A perfect end of this Labor Day weekend: Culture, love and great weather…

Love at first sight and an emotional roller coaster was definitively seeing the expo of Steve Mc Curry to me. And an awakening of my wanderlust. India, Cambodja, Sri Lanka, Tibet…. If you haven’t heard of his name, you probably have seen the portrait of the Afghan girl which has become one of the most celebrated and well-known portraits of the contemporary photography. Steve McCurry is a a National Geographic photographer and I absolutely could not miss the opportunity to go to Antwerp and see his retrospective ‘The World of Steve McCurry’ at Waagnatie. Especially because the exhibition promised to take me on a journey of deep-rooted cultures and conflicts on five continents. This is definitively food for my soul…

Here is the story about one of his most famous shots: the Afghan girl with the green eyes: Shabbat Gula.

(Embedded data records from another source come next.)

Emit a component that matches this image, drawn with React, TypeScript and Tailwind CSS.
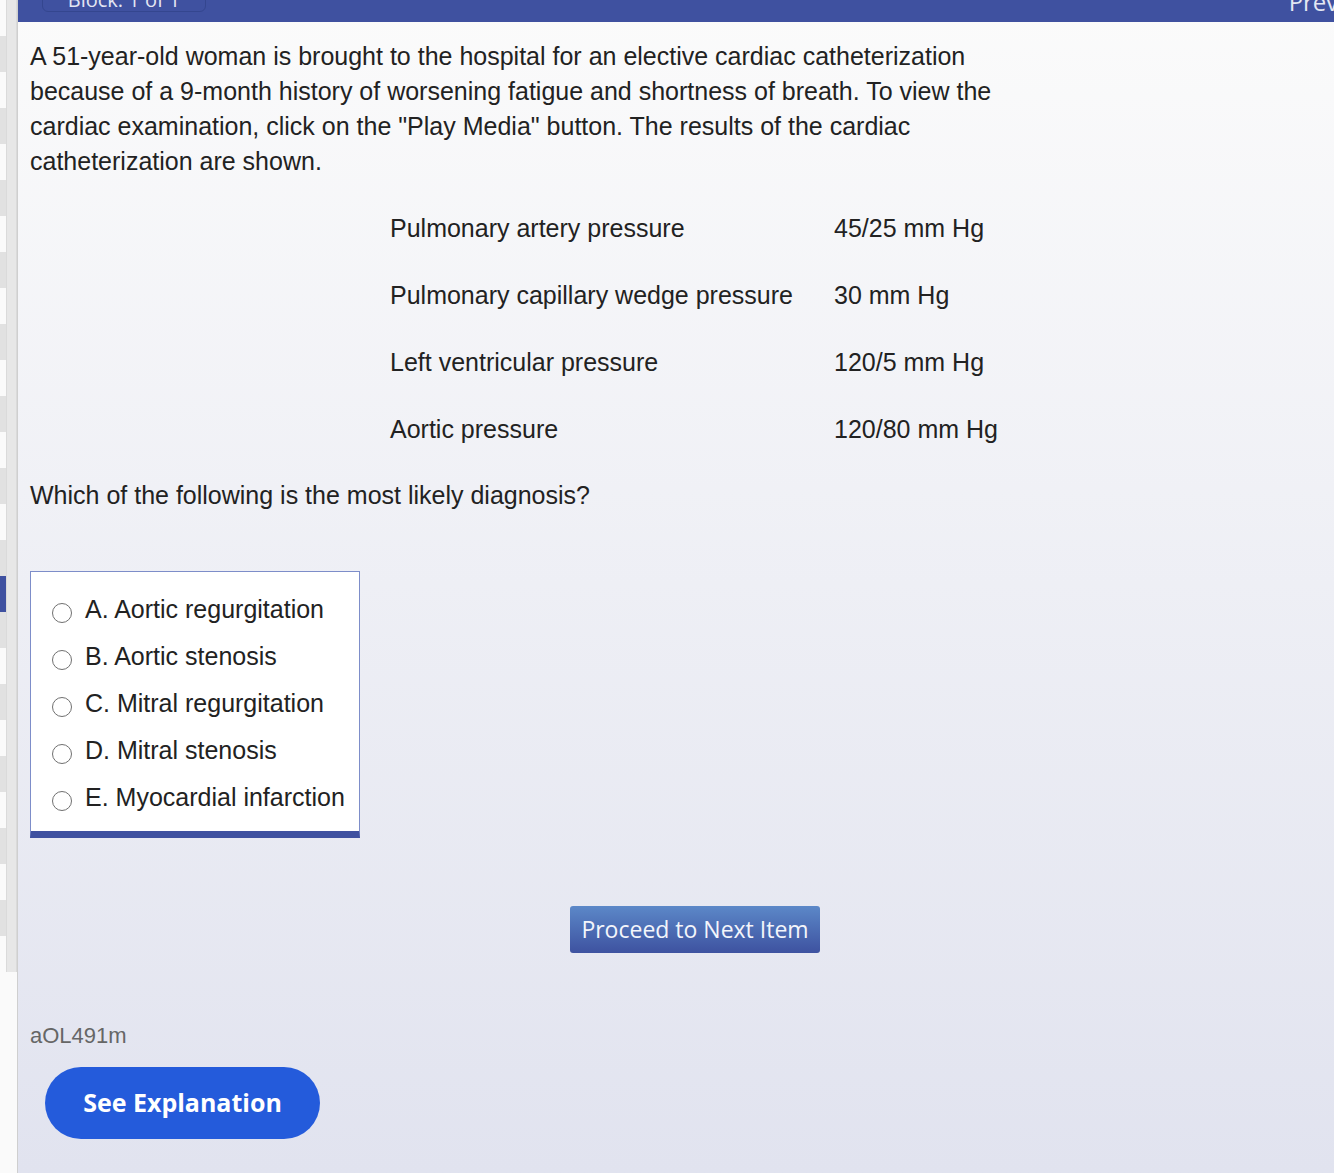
const rows = [
  ["Pulmonary artery pressure", "45/25 mm Hg"],
  ["Pulmonary capillary wedge pressure", "30 mm Hg"],
  ["Left ventricular pressure", "120/5 mm Hg"],
  ["Aortic pressure", "120/80 mm Hg"],
];

const options = [
  "A. Aortic regurgitation",
  "B. Aortic stenosis",
  "C. Mitral regurgitation",
  "D. Mitral stenosis",
  "E. Myocardial infarction",
];

function Sidebar() {
  return (
    <div className="flex h-full w-[18px] shrink-0 border-r border-[#cfcfcf] bg-[#fafafa]">
      <div className="flex w-[6px] flex-col">
        {Array.from({ length: 27 }).map((_, i) => (
          <div
            key={i}
            className={
              i === 16
                ? "h-[36px] bg-[#3f51a0]"
                : i % 2 === 1
                  ? "h-[36px] bg-[#e1e1e1]"
                  : "h-[36px] bg-[#fafafa]"
            }
          />
        ))}
      </div>
      <div className="h-[972px] w-[11px] border-x border-[#dadada] bg-[#e7e7e7]" />
    </div>
  );
}

export default function App() {
  return (
    <div
      className="flex h-[1173px] w-[1334px] overflow-hidden text-[#222]"
      style={{ fontFamily: '"Liberation Sans", Arial, sans-serif' }}
    >
      <Sidebar />
      <main className="flex min-w-0 flex-1 flex-col overflow-hidden bg-linear-to-b from-[#fbfbfb] to-[#e1e3ef]">
        <header className="flex h-[22px] shrink-0 items-start justify-between overflow-hidden bg-[#3f51a0]">
          <div
            className="-mt-[12px] ml-[24px] flex h-[24px] w-[164px] items-center justify-center rounded-b-md border border-[#34468f] text-[20px] text-[#e3e7f3]"
            style={{ fontFamily: '"Open Sans", sans-serif' }}
          >
            Block: 1 of 1
          </div>
          <div
            className="-mt-[16px] -mr-[51px] text-[24px] whitespace-nowrap text-[#e3e7f3]"
            style={{ fontFamily: '"Open Sans", sans-serif' }}
          >
            Previous
          </div>
        </header>

        <div className="flex flex-col px-[12px] pt-[17px]">
          <p className="w-[1000px] text-[25px] leading-[35px]">
            A 51-year-old woman is brought to the hospital for an elective cardiac catheterization
            because of a 9-month history of worsening fatigue and shortness of breath. To view the
            cardiac examination, click on the "Play Media" button. The results of the cardiac
            catheterization are shown.
          </p>

          <div className="mt-[32px] ml-[360px] grid grid-cols-[444px_auto] gap-y-[32px] text-[25px] leading-[35px]">
            {rows.map(([label, value]) => (
              <div key={label} className="contents">
                <div>{label}</div>
                <div>{value}</div>
              </div>
            ))}
          </div>

          <p className="mt-[31px] text-[25px] leading-[35px]">
            Which of the following is the most likely diagnosis?
          </p>

          <div className="mt-[58px] flex w-[330px] flex-col gap-[12px] border border-b-[7px] border-[#7d8dc9] border-b-[#3f51a0] bg-white pt-[20px] pb-[16px] pl-[21px]">
            {options.map((o) => (
              <label key={o} className="flex h-[35px] items-center gap-[13px] text-[25px] whitespace-nowrap">
                <span className="mt-[6px] h-[20px] w-[20px] shrink-0 rounded-full border-[1.5px] border-[#707070] bg-white" />
                <span>{o}</span>
              </label>
            ))}
          </div>

          <div className="mt-[68px] ml-[540px]">
            <button
              className="flex h-[47px] w-[250px] items-center justify-center rounded-[3px] bg-linear-to-b from-[#5c88c8] to-[#3e52a0] text-[23px] text-[#f3f5fb]"
              style={{ fontFamily: '"Open Sans", sans-serif' }}
            >
              Proceed to Next Item
            </button>
          </div>

          <div className="mt-[66px] text-[22px] text-[#666]">aOL491m</div>

          <div className="mt-[15px] ml-[15px]">
            <button
              className="flex h-[72px] w-[275px] items-center justify-center rounded-full bg-[#245bdb] text-[25px] font-bold text-white"
              style={{ fontFamily: '"Open Sans", sans-serif' }}
            >
              See Explanation
            </button>
          </div>
        </div>
      </main>
    </div>
  );
}
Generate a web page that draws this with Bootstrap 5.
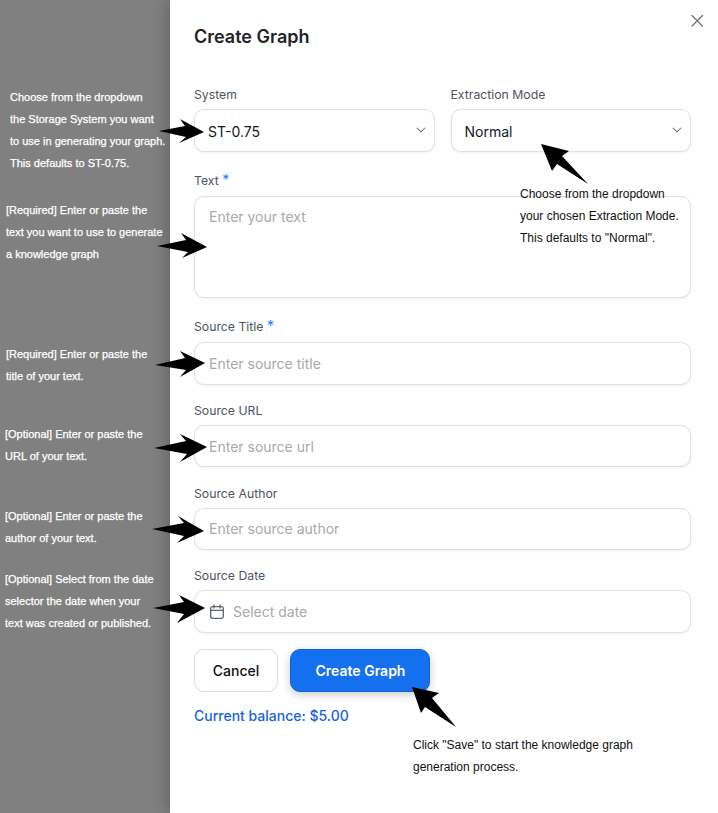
<!DOCTYPE html>
<html lang="en">
<head>
<meta charset="utf-8">
<title>Create Graph</title>
<link rel="stylesheet" href="https://cdn.jsdelivr.net/npm/bootstrap@5.3.0/dist/css/bootstrap.min.css">
<style>
html,body{height:100%;margin:0;overflow:hidden}
body{font-family:Inter,"Liberation Sans",sans-serif;background:#808080}
.stage{position:relative;width:718px;height:813px;overflow:hidden}
.backdrop{width:170px;flex:0 0 170px;background:#808080}
.sheet{flex:1 1 auto;background:#fff;padding:24px 27px 0 24px;box-shadow:0 0 18px rgba(0,0,0,.3);position:relative;font-size:14px}
.sheet-title{font-size:18px;font-weight:600;line-height:25px;color:#1f2328;margin:0 0 36px}
.close-x{position:absolute;top:13px;right:13px;width:16px;height:16px;padding:0;border:0;background:none;line-height:0}
.fld{margin-bottom:16.25px}
.fld-top{margin-bottom:19px}
.fld-area{margin-bottom:19px}
.fld-label{display:block;font-size:12.25px;line-height:20px;height:20px;color:#4b5563;margin-bottom:4px;font-weight:400}
.fld-label-wide{margin-bottom:5px}
.fld-label b{color:#1677ff;font-weight:400;font-size:14px;line-height:1}
.form-control.ctl,.form-select.ctl{height:42.5px;border:1px solid #e0e0e0;border-radius:10px;font-size:14px;line-height:20px;padding:10px 14px;box-shadow:0 1px 3px rgba(0,0,0,.06);color:#111827;background-color:#fff}
.form-select.ctl{height:43px;padding:12px 14px 10px 13px;background-image:url("data:image/svg+xml,%3csvg xmlns='http://www.w3.org/2000/svg' viewBox='0 0 16 16'%3e%3cpath fill='none' stroke='%23777' stroke-width='1.4' stroke-linecap='round' stroke-linejoin='round' d='M3 5.5l5 5 5-5'/%3e%3c/svg%3e");background-size:12px 12px;background-position:right 7px top 14px}
.ctl::placeholder{color:#a8a8ad;opacity:1}
textarea.form-control.ctl{height:102px;resize:none;padding-top:10px;min-height:0}
.date-wrap{height:42.5px;border:1px solid #e0e0e0;border-radius:10px;box-shadow:0 1px 3px rgba(0,0,0,.06);padding:0 14px;gap:8px;color:#a8a8ad;font-size:14px}
.btn-ghost{height:43px;width:84px;border:1px solid #dcdcdc;border-radius:10px;background:#fff;color:#111;font-size:14px;font-weight:500;padding:0}
.btn-make{height:43px;width:140px;border:1px solid #1a5fcc;border-radius:10px;background:#1570ef;color:#fff;font-size:14px;font-weight:600;padding:0 0 0 1px;box-shadow:0 3px 8px rgba(0,0,0,.2)}
.bal{color:#1a64d8;font-size:14px;font-weight:500;line-height:20px;margin-top:14px}
.note{position:absolute;font-family:"Liberation Sans",Arial,sans-serif;font-size:11px;line-height:22px;white-space:nowrap;margin:0}
.note-w{color:#fff;font-weight:400;-webkit-text-stroke:.25px #fff}
.note-k{color:#111;font-size:12px}
.arw{position:absolute;left:0;top:0;width:718px;height:813px;pointer-events:none}
</style>
</head>
<body>
<div class="stage d-flex">
  <div class="backdrop"></div>
  <div class="sheet">
    <button type="button" class="close-x" aria-label="Close"><svg width="16" height="16" viewBox="0 0 16 16"><path d="M3 2.5l10.5 10.5M13.5 2.5L3 13" stroke="#777" stroke-width="1.4" fill="none" stroke-linecap="round"/></svg></button>
    <h1 class="sheet-title">Create Graph</h1>
    <div class="row g-0 fld-top" style="gap:16px">
      <div class="col"><label class="fld-label">System</label><select class="form-select ctl"><option>ST-0.75</option></select></div>
      <div class="col"><label class="fld-label">Extraction Mode</label><select class="form-select ctl"><option>Normal</option></select></div>
    </div>
    <div class="fld-area"><label class="fld-label fld-label-wide">Text <b>*</b></label><textarea class="form-control ctl" placeholder="Enter your text"></textarea></div>
    <div class="fld"><label class="fld-label fld-label-wide">Source Title <b>*</b></label><input class="form-control ctl" placeholder="Enter source title"></div>
    <div class="fld"><label class="fld-label">Source URL</label><input class="form-control ctl" placeholder="Enter source url"></div>
    <div class="fld"><label class="fld-label">Source Author</label><input class="form-control ctl" placeholder="Enter source author"></div>
    <div class="fld"><label class="fld-label">Source Date</label>
      <div class="date-wrap d-flex align-items-center">
        <svg width="16" height="16" viewBox="0 0 16 16" fill="none" stroke="#5c6470" stroke-width="1.3" stroke-linecap="round"><rect x="1.7" y="2.7" width="12.6" height="11.6" rx="1.8"/><path d="M1.7 6.3h12.6M5 1v3M11 1v3"/></svg>
        <span>Select date</span>
      </div>
    </div>
    <div class="d-flex" style="gap:12px">
      <button type="button" class="btn btn-ghost">Cancel</button>
      <button type="button" class="btn btn-make">Create Graph</button>
    </div>
    <div class="bal">Current balance: $5.00</div>
  </div>

  <svg class="arw" viewBox="0 0 718 813" aria-hidden="true" fill="#000">
    <path d="M204 132L180 119L185 126L159 131L186 137L179 143Z"/>
    <path d="M207 247L181 233L186 240L157 246L188 252L182 258Z"/>
    <path d="M205 363L180 351L185 358L155 365L186 370L180 377Z"/>
    <path d="M207 447L180 434L186 441L154 448L187 454L180 462Z"/>
    <path d="M204 531L178 516L184 523L152 529L184 536L177 543Z"/>
    <path d="M205 608L179 595L184 602L153 608L184 614L177 623Z"/>
    <path d="M541 144L569 151L562 156L588 184L557 164L552 171Z"/>
    <path d="M412 687L439 693L432 698L456 727L425 707L421 713Z"/>
  </svg>

  <p class="note note-w" style="left:10px;top:86px">Choose from the dropdown<br>the Storage System you want<br>to use in generating your graph.<br>This defaults to ST-0.75.</p>
  <p class="note note-w" style="left:6px;top:199px">[Required] Enter or paste the<br>text you want to use to generate<br>a knowledge graph</p>
  <p class="note note-w" style="left:6px;top:343px">[Required] Enter or paste the<br>title of your text.</p>
  <p class="note note-w" style="left:5px;top:423px">[Optional] Enter or paste the<br>URL of your text.</p>
  <p class="note note-w" style="left:5px;top:505px">[Optional] Enter or paste the<br>author of your text.</p>
  <p class="note note-w" style="left:5px;top:568px">[Optional] Select from the date<br>selector the date when your<br>text was created or published.</p>
  <p class="note note-k" style="left:520px;top:183px">Choose from the dropdown<br>your chosen Extraction Mode.<br>This defaults to "Normal".</p>
  <p class="note note-k" style="left:413px;top:734px">Click "Save" to start the knowledge graph<br>generation process.</p>
</div>
<script src="https://cdn.jsdelivr.net/npm/bootstrap@5.3.0/dist/js/bootstrap.bundle.min.js"></script>
</body>
</html>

The photo was shot in 1984 at the Nasir Bagh refugee camp, showing a 12-year-old Afghan girl. Apparently her parents were killed during a Soviet air raid in her native village. So, she had to flee to the Afghanistan-Pakistan border and lived there with hundreds of other refugees. 
McCurry had just started his career. In a local girls’ school he saw the beautiful girl with the green burning eyes. He made several shots of the girl and said he knew that he made a great shot. Of course, he could never know that it was going to become a historic photo and bring him worldwide recognition. Soon after the photo was published by the National Geographic it was named “the most recognized photograph” in the history of the magazine. The photo represents “the trauma and plight, and the whole situation about people having to flee”. Timeless….The girl had to break through the mountains and forests with her grandmother, brother, and three sisters for nearly two weeks and stayed in two other refugee camps before she made it, all of this at 11 years old…

After that Mc Curry wanted to find her again and went to the surrounding regions twice during the 90s, but unfortunately he was unsuccessful. In 2002 he went to the same refugee camp and showed the locals the girl’s photo on the 1985 magazine cover. One of them knew her brother and traveled to her native village to get her. The woman’s eyes had to be checked using iris recognition to be sure that it was the right person. Her name was Sharbat Gula and when she was found, at about 29, she said that up until that moment she has never seen her photo and she had never known that it turned into an iconic image. However, she remembered the moment when she was taken the photo very clearly as it was the first time ever she was photographed. Actually, the second time when she was taken a photo in her life was during reuniting with McCurry in 2002, 17 years later after her famous portrait shot was made. Can you recognize that little girl? I think it is such an amazing story.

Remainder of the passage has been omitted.